Recently, Larry Reed, the President of the Foundation for Economic Education answered some questions for students from the Students for Liberty organization regarding the Great Depression. I will be posting a handful of those questions and answers as they are relatively short and a good introduction to the ideas of liberty.
“If there were competition in money, what monetary policies would your money of choice follow?”
“If there were competition in money, what monetary policies would your money of choice follow?”
Answer: Competition in money. This is indeed the ideal we should seek. Money is an invention of the marketplace of exchange in the first place, not the invention of kings, queens, parliaments and presidents. The essential task of monetary reform today should be to take money out of the realm of politics and place it squarely in the realm of market forces, supply and demand, consumer choice and sound, unsubsidized banking. This is not so radical as it may sound. I would recommend precisely the same solution if we were talking about any other commodity or service. For example, if governments had produced our shoes for us, I would argue that the market should be in charge, that politicians have neither the knowledge nor the proper incentives to produce shoes that people want at prices they can afford. Some might say that money is different and too important. I believe money is too important to trust to politicians! Their track record really ought to speak for itself.

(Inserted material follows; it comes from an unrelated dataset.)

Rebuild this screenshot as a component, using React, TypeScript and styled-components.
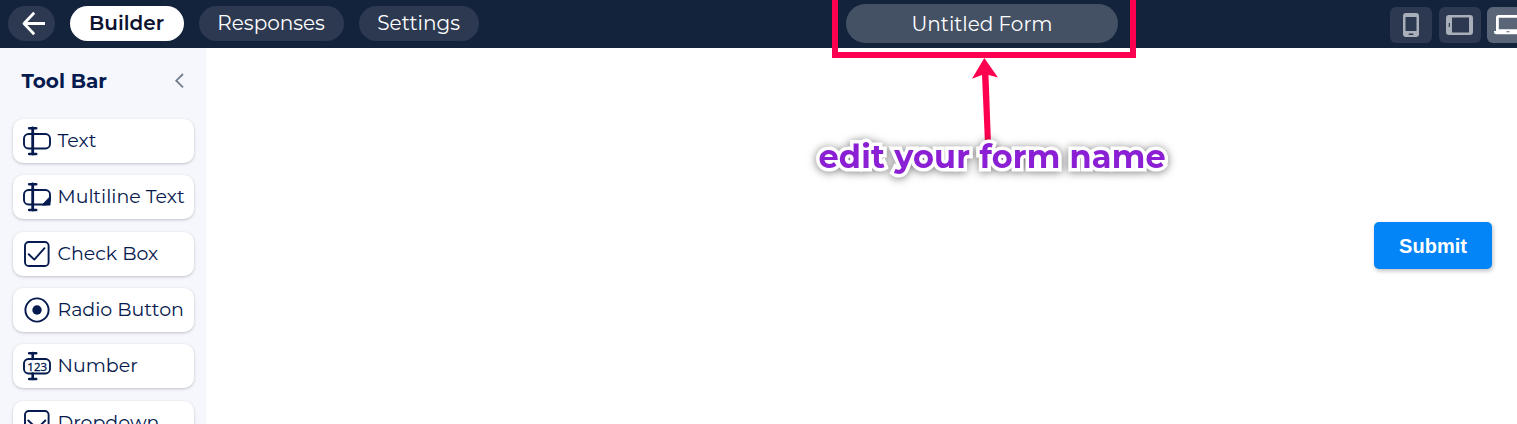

So to those who still cling to the voodoo of government monopoly money, I urge you to get over it. Look at the record. Question your misplaced, mystical faith. Trust the market. Wake up. And if your teachers in high school told you government must be in charge of money and never acquainted you with any other side of the debate, please consider filing an educational malpractice lawsuit.
This question also raises others about how do we get to where we ought to be with regard to money, what does the transition look like, what do we do with the money that government has already created and foisted on us, and how and when do we rid ourselves of those harmful government institutions like the Federal Reserve System and endless other bureaucracies and regulations that play God with our money? All good questions which I and others have addressed in many other venues, but beyond the scope of the question I am answering here or the time I have to answer. As an Austrian economist, let me say that I shy away from all attempts at central planning so I am not going to say that this or that should be our money.
I am very friendly to gold because it has passed the market test of reliability as a superb media of exchange through the centuries, but I also believe that no commodity should be granted any special privileges (legal tender laws, for example) that would bias its choice as money in the marketplace. I think there are strong and good reasons to assume that in a free and competitive market, gold would once again emerge as a dominant media of exchange but I would favor that only if the market were truly free and competitive so as to not prevent the emergence of other forms of money that market participants may choose.